Неадекватная в Пафосе - страница 17



– Посмотрим. Я стала сомневаться в своём отношении к нему, – война многих сделала откровенными.

– Я пока что не берусь его ни осуждать, ни оправдывать, потому что, к моему стыду, я его совсем не знаю.

– Расскажите мне всё с самого начала.

– Отец его – моя любовь. Даже не знаю, может, я его до сих пор люблю. Но знаю точно, что кусок моей души тогда точно покинул моё тело.

– Что же случилось?

– Я не знаю… Я была беременна, на седьмом небе от счастья, что беременна от моего Влада. Мы…

– И его так звали?

– Я его так любила, что хотела, чтобы всё звучало его именем. Для меня он – это любовь, дети – любовь. А значит, в их именах должны быть звуки его имени. Звучит, будто я сотворила кумира. Может, так и было. Но, думаю, я тогда поверила, что наконец вырвусь из пучины одиночества. У меня было хорошее детство. Одинокой я стала, как только государство назвало меня совершеннолетней. Будто Бог дал дожить моим родителям до этого моего возраста, чтобы я не попала в детский дом.

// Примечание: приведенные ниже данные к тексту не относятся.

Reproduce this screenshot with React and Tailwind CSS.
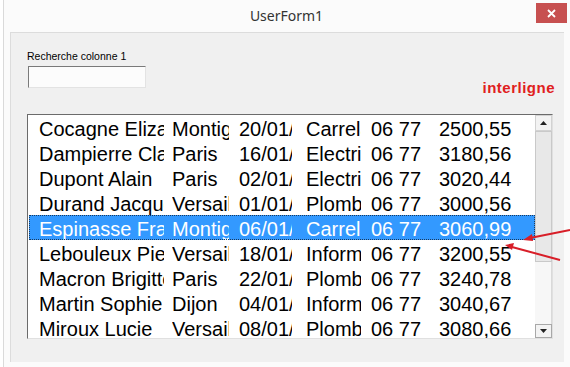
const rows = [
  ["Cocagne Elizabeth", "Montignac", "20/01/2015", "Carrelage", "06 77", "2500,55"],
  ["Dampierre Claude", "Paris", "16/01/2015", "Electricité", "06 77", "3180,56"],
  ["Dupont Alain", "Paris", "02/01/2015", "Electricité", "06 77", "3020,44"],
  ["Durand Jacques", "Versailles", "01/01/2015", "Plomberie", "06 77", "3000,56"],
  ["Espinasse François", "Montignac", "06/01/2015", "Carrelage", "06 77", "3060,99"],
  ["Lebouleux Pierre", "Versailles", "18/01/2015", "Informatique", "06 77", "3200,55"],
  ["Macron Brigitte", "Paris", "22/01/2015", "Plomberie", "06 77", "3240,78"],
  ["Martin Sophie", "Dijon", "04/01/2015", "Informatique", "06 77", "3040,67"],
  ["Miroux Lucie", "Versailles", "08/01/2015", "Plomberie", "06 77", "3080,66"],
];

const cols = [
  "w-[125px] mr-[8px]",
  "w-[57px] mr-[10px]",
  "w-[53px] mr-[14px]",
  "w-[55px] mr-[10px]",
  "w-[68px]",
  "w-[80px]",
];

const SELECTED = 4;

const Row = ({ cells, selected }) => (
  <div
    className={`h-[25px] shrink-0 flex pl-[10px] pt-[3px] leading-[22px] whitespace-nowrap ${
      selected
        ? "bg-[#3399ff] text-white outline-1 outline-dotted outline-offset-[-1px] outline-[#1b3a5c]"
        : "text-black"
    }`}
  >
    {cells.map((c, i) => (
      <div key={i} className={`${cols[i]} overflow-hidden shrink-0`}>
        {c}
      </div>
    ))}
  </div>
);

const Scrollbar = () => (
  <div className="w-[17px] shrink-0 flex flex-col bg-[#f4f4f4]">
    <div className="h-[16px] shrink-0 bg-[#f3f3f3] border border-[#d2d2d2] flex items-center justify-center">
      <svg width="7" height="4" viewBox="0 0 7 4">
        <path d="M0 4 L3.5 0 L7 4 Z" fill="#222" />
      </svg>
    </div>
    <div className="h-[131px] shrink-0 bg-[#e8e8e8] border border-[#c9c9c9]" />
    <div className="flex-1 bg-[#f7f7f7] border-r border-[#d9d9d9]" />
    <div className="h-[14px] shrink-0 bg-[#f3f3f3] border border-[#a8a8a8] flex items-center justify-center">
      <svg width="7" height="4" viewBox="0 0 7 4">
        <path d="M0 0 L3.5 4 L7 0 Z" fill="#222" />
      </svg>
    </div>
  </div>
);

export default function App() {
  return (
    <div
      className="relative w-[570px] h-[367px] overflow-hidden bg-white flex"
      style={{ fontFamily: '"Liberation Sans", Arial, sans-serif' }}
    >
      {/* excel grid behind the form */}
      <div className="w-[7px] shrink-0 flex">
        <div className="w-[3px] bg-white" />
        <div className="w-[1px] bg-[#dadada]" />
        <div className="flex-1 bg-[#fbfbfb]" />
      </div>

      <div className="flex-1 flex flex-col">
        <div className="h-[32px] shrink-0 flex items-start bg-[#fbfbfb]">
          <div className="w-[30px]" />
          <div
            className="flex-1 text-center text-[14px] leading-[32px] text-[#333]"
            style={{ fontFamily: '"Noto Sans", "Open Sans", sans-serif' }}
          >
            UserForm1
          </div>
          <div className="w-[31px] h-[20px] mt-[3px] mr-[3px] bg-[#c75050] flex items-center justify-center">
            <svg width="9" height="9" viewBox="0 0 9 9">
              <path d="M1 1 L8 8 M8 1 L1 8" stroke="#fff" strokeWidth="1.8" />
            </svg>
          </div>
        </div>

        <div className="flex-1 flex pl-[3px] pr-[6px] pb-[5px] bg-[#fbfbfb]">
          <div className="flex-1 bg-[#f0f0f0] border-t border-l border-[#dcdcdc] flex flex-col">
            <div className="h-[50px] mt-[17px] flex justify-between pl-[16px] pr-[9px]">
              <div className="flex flex-col">
                <div className="text-[10.5px] leading-[13px] text-black">Recherche colonne 1</div>
                <div className="ml-[1px] mt-[3px] w-[118px] h-[22px] bg-[#fcfcfc] border border-t-[#7a7a7a] border-l-[#7a7a7a] border-r-[#e3e3e3] border-b-[#e3e3e3]" />
              </div>
              <div className="mt-[29px] text-[15px] leading-[18px] font-bold tracking-[0.5px] text-[#e02020]">
                interligne
              </div>
            </div>

            <div className="ml-[16px] mt-[14px] w-[526px] h-[225px] bg-white border border-t-[#6b6b6b] border-l-[#6b6b6b] border-r-[#e0e0e0] border-b-[#e0e0e0] flex overflow-hidden">
              <div className="flex-1 flex flex-col pl-[1px] text-[20px] overflow-hidden">
                {rows.map((r, i) => (
                  <Row key={i} cells={r} selected={i === SELECTED} />
                ))}
              </div>
              <Scrollbar />
            </div>
          </div>
        </div>
      </div>

      <svg className="absolute left-0 top-0 pointer-events-none" width="570" height="367">
        <line x1="570" y1="230" x2="530" y2="238" stroke="#d81e28" strokeWidth="2" />
        <path d="M523 240 L532 234 L533 241 Z" fill="#d81e28" />
        <line x1="560" y1="260" x2="512" y2="247" stroke="#d81e28" strokeWidth="2" />
        <path d="M505 245 L514 243 L512 250 Z" fill="#d81e28" />
      </svg>
    </div>
  );
}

– Понимаю. Что же произошло?

– Он пропал без вести. Мы планировали свадьбу. Уже подали заявление. Он работал. Мы откладывали деньги на свадьбу, на ребёнка. И как-то раз он не вернулся с работы. Всё.

– Что полиция?

– Искали, конечно. Поняли, что он был похищен. Я в этом не уверена.

– Как протекала беременность с такой не-рвотрёпкой?

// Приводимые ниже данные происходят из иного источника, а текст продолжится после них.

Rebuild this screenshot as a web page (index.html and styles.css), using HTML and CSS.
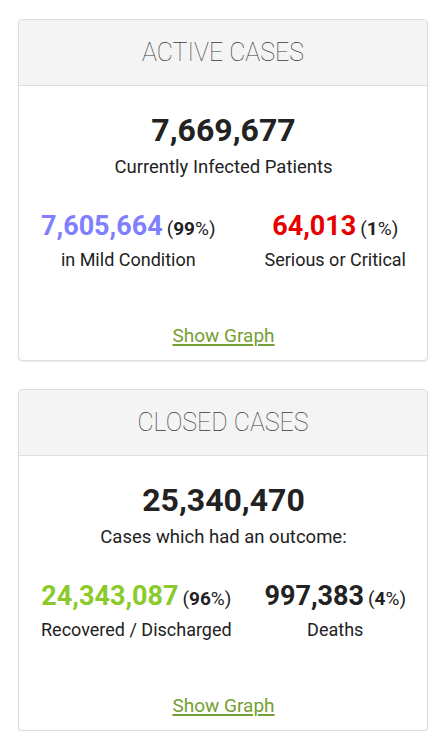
FILE: index.html
```html
<!DOCTYPE html>
<html lang="en">
<head>
<meta charset="utf-8">
<title>Cases</title>
<link rel="stylesheet" href="styles.css">
</head>
<body>
<main class="page">
  <section class="panel">
    <div class="panel-heading">ACTIVE CASES</div>
    <div class="panel-body">
      <div class="big-number">7,669,677</div>
      <div class="caption">Currently Infected Patients</div>
      <div class="split">
        <div class="col">
          <div class="sub-line"><span class="sub-number mild">7,605,664</span> <span class="pct">(<strong>99</strong>%)</span></div>
          <div class="sub-label">in Mild Condition</div>
        </div>
        <div class="col">
          <div class="sub-line"><span class="sub-number critical">64,013</span> <span class="pct">(<strong>1</strong>%)</span></div>
          <div class="sub-label">Serious or Critical</div>
        </div>
      </div>
      <a class="graph-link" href="#">Show Graph</a>
    </div>
  </section>

  <section class="panel">
    <div class="panel-heading">CLOSED CASES</div>
    <div class="panel-body">
      <div class="big-number">25,340,470</div>
      <div class="caption">Cases which had an outcome:</div>
      <div class="split">
        <div class="col">
          <div class="sub-line"><span class="sub-number recovered">24,343,087</span> <span class="pct">(<strong>96</strong>%)</span></div>
          <div class="sub-label">Recovered / Discharged</div>
        </div>
        <div class="col">
          <div class="sub-line"><span class="sub-number deaths">997,383</span> <span class="pct">(<strong>4</strong>%)</span></div>
          <div class="sub-label">Deaths</div>
        </div>
      </div>
      <a class="graph-link" href="#">Show Graph</a>
    </div>
  </section>
</main>
</body>
</html>
```
FILE: styles.css
```css
* { box-sizing: border-box; }
html, body { margin: 0; padding: 0; background: #fff; }
body {
  font-family: Roboto, "Liberation Sans", Arial, sans-serif;
  color: #222;
}
.page {
  display: flex;
  flex-direction: column;
  gap: 28px;
  padding: 19px 15px 0 18px;
}
.panel {
  width: 410px;
  border: 1px solid #dcdcdc;
  border-radius: 4px;
  background: #fff;
  box-shadow: 0 1px 2px rgba(0,0,0,0.08);
  overflow: hidden;
}
.panel-heading {
  height: 66px;
  background: #f4f4f4;
  border-bottom: 1px solid #dddddd;
  display: flex;
  align-items: center;
  justify-content: center;
  font-weight: 100;
  font-size: 25px;
  color: #3a3a3a;
}
.panel-body {
  display: flex;
  flex-direction: column;
  align-items: center;
  padding: 24px 21px 12px 22px;
}
.big-number {
  font-weight: 700;
  font-size: 32px;
  line-height: 40px;
  color: #222;
}
.caption {
  margin-top: 5px;
  font-size: 18.5px;
  line-height: 24px;
  color: #222;
}
.split {
  align-self: stretch;
  display: flex;
  justify-content: space-between;
  margin-top: 29px;
}
.col {
  display: flex;
  flex-direction: column;
  align-items: center;
}
.sub-line {
  line-height: 36px;
  white-space: nowrap;
}
.sub-number {
  font-weight: 700;
  font-size: 27px;
}
.mild { color: #8080ff; }
.critical { color: #e60000; }
.recovered { color: #8aca2b; }
.deaths { color: #222; }
.pct {
  font-size: 19px;
  color: #222;
}
.pct strong { font-weight: 700; }
.sub-label {
  font-size: 18px;
  line-height: 24px;
  color: #222;
}
.graph-link {
  margin-top: 52px;
  font-size: 19px;
  line-height: 24px;
  color: #74a033;
  text-decoration: underline;
  text-decoration-thickness: 1.5px;
  text-underline-offset: 2px;
}
```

– На удивление отлично! Легко так! Видимо, у Венедикта было чёткое намерение родиться. Это единственное, что меня хоть как-то приводило в чувства. Я сошла бы с ума от горя. Даже ходила делать аборт. Врачи просили подумать. Ведь ребёнок был с идеальным

здоровьем. Они говорили, что если уж я не передумаю оставлять его себе, то хоть в семью определят! Косились на меня. Странные те врачи, что делают аборты. Противоречивые. Вроде и за жизнь борются, заступаются, но при отказе матери всё равно её отнимают. Сложные люди.

– Что-то мне подсказывает, что именно это чувство недопонимания я сейчас испытываю к Венедикту.

– Может. В общем, я выбежала из операционной в последний момент. Странно было убивать частичку Владислава. Я сидела в кафе и не могла поверить, что хотела это сделать. Я была счастлива, что опомнилась!

– Да что же произошло, что ваши отношения не задались?

– Всё было хорошо, пока он не стал говорить о том, что насиловал и убил меня в прошлой жизни.

– О как! То были вы!

– Странная реакция. Ха-ха, – в эти времена смех был только нервным. – Он говорил тебе об этом! Он всем рассказывал.

– Вам было и неприятно, и плюс стыдно…

– Всё сложнее. Он это преподносил людям, как страшные байки. Ему, по сути, никто не верил. А я… Мне было просто жутко какое-то время, но я бы могла с этим жить, пока не вспомнила…

– Он думает, что не вспомнила, но просто чувствуете на подсознательном уровне!

– Вот это вы откровенничали, конечно! Хотя чего удивляться, он многим это рассказывал. Но только в детстве. В юности он почему-то замкнулся. Несмотря на то, что резко вырос на три головы за лето!

– Я его не представляю общительным. Наедине – да. И то только с теми, кто прошёл его проверку на надёжность. Даже не знаю, какие критерии отбора, ха-ха.

– Не суть. Он и не знает, что я вспомнила. Не могу точно сказать, дорисовала ли я в своём сознании внешность того маньяка под его внешность или он реально не сильно изменился с прошлой жизни… Но смотреть на него мне сложно. Не то что взаимодействовать как-то.

– И ваши мечты рухнули. Полная фрустрация! Сочувствую.